In [20]:
import pandas as pd
import json
from sklearn.ensemble import RandomForestRegressor
from sklearn.model_selection import GridSearchCV,TimeSeriesSplit

1. READING THE JSON FILE

In [21]:
f=open('algoparams_from_ui.txt')
data=json.load(f)

2. READING THE CSV FILE

In [22]:
df=pd.read_csv('iris.csv')

3. READING THE TARGET VARIABLE AND PREDICTION TYPE

In [23]:
target_col=data['design_state_data']['target']['target']
pred_type=data['design_state_data']['target']['prediction_type']

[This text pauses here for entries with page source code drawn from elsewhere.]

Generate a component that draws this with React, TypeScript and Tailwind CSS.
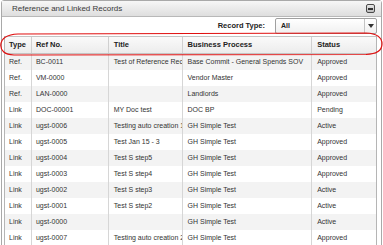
import React from "react";

const rows: [string, string, string, string, string][] = [
  ["Ref.", "BC-0011", "Test of Reference Records", "Base Commit - General Spends SOV", "Approved"],
  ["Ref.", "VM-0000", "", "Vendor Master", "Approved"],
  ["Ref.", "LAN-0000", "", "Landlords", "Approved"],
  ["Link", "DOC-00001", "MY Doc test", "DOC BP", "Pending"],
  ["Link", "ugst-0006", "Testing auto creation 1", "GH Simple Test", "Active"],
  ["Link", "ugst-0005", "Test Jan 15 - 3", "GH Simple Test", "Approved"],
  ["Link", "ugst-0004", "Test S step5", "GH Simple Test", "Approved"],
  ["Link", "ugst-0003", "Test S step4", "GH Simple Test", "Approved"],
  ["Link", "ugst-0002", "Test S step3", "GH Simple Test", "Active"],
  ["Link", "ugst-0001", "Test S step2", "GH Simple Test", "Active"],
  ["Link", "ugst-0000", "", "GH Simple Test", "Active"],
  ["Link", "ugst-0007", "Testing auto creation 2", "GH Simple Test", "Approved"],
];

const cols = ["w-[27px] pl-[4px]", "w-[77px] pl-[4px]", "w-[74px] pl-[5px]", "w-[130px] pl-[5px]", "w-[64px] pl-[5px]"];

export default function App() {
  return (
    <div className="relative w-[383px] h-[245px] overflow-hidden bg-white font-['Liberation_Sans',Arial,sans-serif]">
      <div className="ml-[1px] w-[381px] h-[260px] border border-[#a9a9a9] rounded-t-[3px] bg-white">
        <div className="h-[16px] flex items-center justify-between pl-[10px] pr-[6px] bg-gradient-to-b from-[#f7f7f7] to-[#dedede] border-b border-[#b8b8b8]">
          <span className="text-[8px] text-[#3a3a3a] leading-none">Reference and Linked Records</span>
          <div className="w-[9px] h-[9px] rounded-[2px] border border-[#4a4a4a] bg-gradient-to-b from-[#e8e8e8] to-[#bdbdbd] flex items-center justify-center">
            <div className="w-[5px] h-[2px] bg-[#333]" />
          </div>
        </div>
        <div className="h-[18px] flex items-center justify-end pr-[4px]">
          <span className="text-[7.5px] font-bold text-[#222] mr-[10px]">Record Type:</span>
          <div className="w-[102px] h-[16px] rounded-[2px] border border-[#a0a0a0] bg-gradient-to-b from-white to-[#f0f0f0] flex items-center">
            <span className="flex-1 pl-[5px] text-[7px] font-bold text-[#222]">All</span>
            <div className="w-[12px] h-full border-l border-[#c4c4c4] flex items-center justify-center">
              <svg width="6" height="4" viewBox="0 0 6 4"><path d="M0 0 H6 L3 4 Z" fill="#333" /></svg>
            </div>
          </div>
        </div>
        <div className="ml-[2px] w-[373px] border-l border-r border-[#b5b5b5] mt-[1px]">
          <div className="flex h-[18px] bg-gradient-to-b from-[#fafafa] to-[#ececec] border-t border-b border-[#c4c4c4]">
            {["Type", "Ref No.", "Title", "Business Process", "Status"].map((h, i) => (
              <div key={h} className={`${cols[i]} ${i < 4 ? "border-r border-[#d0d0d0]" : ""} flex items-center text-[7.5px] font-bold text-[#222] whitespace-nowrap overflow-hidden`}>
                {h}
              </div>
            ))}
          </div>
          {rows.map((r, ri) => (
            <div key={ri} className={`flex h-[16px] ${ri % 2 === 0 ? "bg-[#f3f3f3]" : "bg-white"}`}>
              {r.map((c, i) => (
                <div key={i} className={`${cols[i]} ${i < 4 ? "border-r border-[#d6d6d6]" : ""} flex items-center text-[7px] text-[#333] whitespace-nowrap overflow-hidden`}>
                  {c}
                </div>
              ))}
            </div>
          ))}
        </div>
      </div>
      <svg className="absolute left-0 top-[30px]" width="383" height="28" viewBox="0 0 383 28">
        <path
          d="M18 4 L366 3 C377 3.5 382 8 382 14 C382 20 377 24 366 24.5 L14 25 C4 24.5 0.5 20 0.8 15 C1.2 9 6 4.5 18 4 Z"
          fill="none"
          stroke="#e01010"
          strokeWidth="1.2"
        />
      </svg>
    </div>
  );
}
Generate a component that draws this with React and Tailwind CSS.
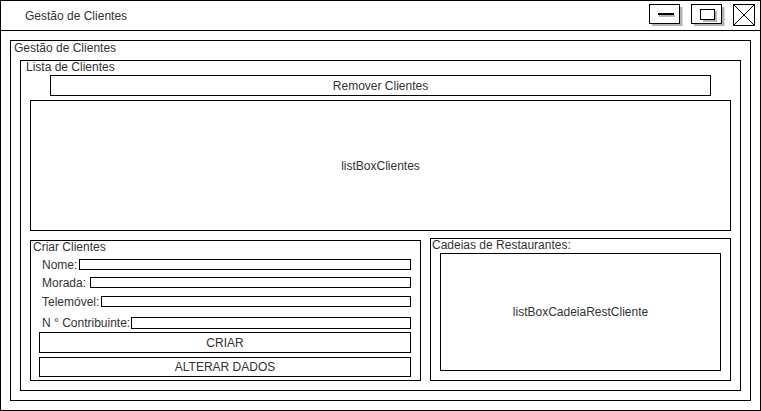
import React from "react";

function MinimizeIcon() {
  return (
    <svg width="34" height="22" viewBox="0 0 34 22">
      <path d="M32 3 V21 H3" fill="none" stroke="#b3b3b3" strokeWidth="3" />
      <rect x="0.5" y="0.5" width="30" height="19" fill="#fff" stroke="#000" />
      <line x1="10" y1="12" x2="26" y2="12" stroke="#b3b3b3" strokeWidth="2" />
      <line x1="9" y1="10" x2="25" y2="10" stroke="#000" strokeWidth="2" />
    </svg>
  );
}

function RestoreIcon() {
  return (
    <svg width="34" height="22" viewBox="0 0 34 22">
      <path d="M32 3 V21 H3" fill="none" stroke="#b3b3b3" strokeWidth="3" />
      <rect x="0.5" y="0.5" width="30" height="19" fill="#fff" stroke="#000" />
      <path d="M25 7 V17 H12" fill="none" stroke="#b3b3b3" strokeWidth="2" />
      <rect x="9.5" y="5.5" width="14" height="10" fill="#fff" stroke="#000" />
    </svg>
  );
}

function CloseIcon() {
  return (
    <svg width="22" height="22" viewBox="0 0 22 22">
      <rect x="0.5" y="0.5" width="21" height="21" fill="#fff" stroke="#000" />
      <line x1="0.5" y1="0.5" x2="21.5" y2="21.5" stroke="#000" />
      <line x1="21.5" y1="0.5" x2="0.5" y2="21.5" stroke="#000" />
    </svg>
  );
}

function Field({ label, h = "h-[11px]", mt, gap = "ml-[2px]" }) {
  return (
    <div className={`flex items-center ${h} ${mt}`}>
      <span className="pl-[3px] leading-[12px] whitespace-nowrap">{label}</span>
      <div className={`${gap} flex-1 ${h} border border-black bg-white`} />
    </div>
  );
}

export default function App() {
  return (
    <div
      className="w-[761px] h-[411px] border border-black bg-white text-[12px] text-[#333]"
      style={{ fontFamily: '"Liberation Sans", Arial, sans-serif' }}
    >
      {/* title bar */}
      <div className="h-[30px] border-b border-black flex">
        <div className="pl-[24px] flex items-center leading-[14px]">Gestão de Clientes</div>
        <div className="ml-auto flex gap-[8px] pr-[5px] pt-[3px]">
          <MinimizeIcon />
          <RestoreIcon />
          <CloseIcon />
        </div>
      </div>

      {/* Gestão de Clientes group */}
      <div className="ml-[9px] mt-[9px] w-[741px] h-[361px] border border-black">
        <div className="h-[19px] pl-[3px] leading-[14px]">Gestão de Clientes</div>

        {/* Lista de Clientes */}
        <div className="ml-[9px] w-[721px] h-[331px] border border-black px-[9px]">
          <div className="h-[14px] -ml-[4px] leading-[12px]">Lista de Clientes</div>
          <div className="mx-[20px] h-[21px] border border-black flex items-center justify-center leading-[14px]">
            Remover Clientes
          </div>
          <div className="mt-[4px] h-[131px] border border-black flex items-center justify-center">
            listBoxClientes
          </div>

          <div className="mt-[7px] flex items-end gap-[9px]">
            {/* Criar Clientes */}
            <div className="w-[391px] h-[141px] border border-black pl-[8px] pr-[9px]">
              <div className="h-[12px] leading-[12px] -ml-[6px]">Criar Clientes</div>
              <Field label="Nome:" mt="mt-[6px]" />
              <Field label="Morada:" mt="mt-[7px]" gap="ml-[4px]" />
              <Field label="Telemóvel:" mt="mt-[8px]" />
              <Field label="N ° Contribuinte:" h="h-[12px]" mt="mt-[10px]" gap="ml-[1px]" />
              <div className="mt-[3px] h-[21px] border border-black flex items-center justify-center">CRIAR</div>
              <div className="mt-[4px] h-[20px] border border-black flex items-center justify-center">ALTERAR DADOS</div>
            </div>

            {/* Cadeias de Restaurantes */}
            <div className="w-[301px] h-[143px] border border-black">
              <div className="h-[12px] leading-[12px] pl-[1px]">Cadeias de Restaurantes:</div>
              <div className="mt-[2px] ml-[9px] w-[281px] h-[118px] border border-black flex items-center justify-center">
                listBoxCadeiaRestCliente
              </div>
            </div>
          </div>
        </div>
      </div>
    </div>
  );
}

4. HANDLING MISSING VALUES

In [24]:
fh=data['design_state_data']['feature_handling']
for i in fh:
  feature_name=fh[i]['feature_name']
  feature_details=fh[i]['feature_details']
  if len(feature_details)>2 and feature_details['missing_values']=="Impute":
    impute_with=feature_details['impute_with']
    if impute_with=="Average of values":
      df[feature_name]=df[feature_name].fillna(df[feature_name].mean())
    else:
      df[feature_name]=df[feature_name].fillna(df[feature_name].max())


5. FEATURE REDUCTION

Tree-based (Random Forest):

In [25]:
feat_to_keep=int(data['design_state_data']['feature_reduction']['num_of_features_to_keep'])
trees=int(data['design_state_data']['feature_reduction']['num_of_trees'])
depth=int(data['design_state_data']['feature_reduction']['depth_of_trees'])
df = pd.get_dummies(df, columns=['species'])

rf=RandomForestRegressor(
    n_estimators=trees,
    max_depth=depth,
    max_features=feat_to_keep)

In [26]:
X=df.drop(target_col,axis=1)
y=df[target_col]

rf.fit(X,y)

In [27]:
imp=rf.feature_importances_
selected_features=df.columns[::-1][imp.argsort()[::-1]]

In [28]:
print(selected_features)

Index(['petal_width', 'species_Iris-setosa', 'sepal_width', 'petal_length',
       'species_Iris-versicolor', 'species_Iris-virginica'],
      dtype='object')


6. PREDICTION MODEL

In [29]:
model=data['design_state_data']['algorithms']['RandomForestRegressor']
if model['is_selected'] and pred_type=='Regression':
    a=df.drop(target_col,axis=1)
    b=df[target_col]
    b=b.astype(float)
    min_trees=int(model['min_trees'])
    max_trees=int(model['max_trees'])
    min_depth=int(model['min_depth'])
    max_depth=int(model['max_depth'])
    min_sample_value=int(model['min_samples_per_leaf_min_value'])
    max_sample_value=int(model['min_samples_per_leaf_max_value'])
    param_grid={'n_estimators':list(range(min_trees,max_trees+1)),
                'max_depth':list(range(min_depth,max_depth+1)),
                'min_samples_split': list(range(min_sample_value,max_sample_value+1)),
                'min_samples_leaf': list(range(min_sample_value,max_sample_value+1))}
    strategy=data['design_state_data']['hyperparameters']['cross_validation_stratergy']
    cv_num=int(data['design_state_data']['hyperparameters']['num_of_folds'])
    rf_reg=RandomForestRegressor(random_state=0)
    test_size = int(len(a) * 0.2)
    gs=GridSearchCV(estimator=rf_reg,param_grid=param_grid,cv=TimeSeriesSplit(n_splits=cv_num//2,test_size=test_size),scoring='neg_root_mean_squared_error')
    gs.fit(a,b)
    best_params=gs.best_params_
    score=-gs.best_score_

In [30]:
print(best_params)
print(score)


{'max_depth': 20, 'min_samples_leaf': 5, 'min_samples_split': 5, 'n_estimators': 13}
0.3788061138762633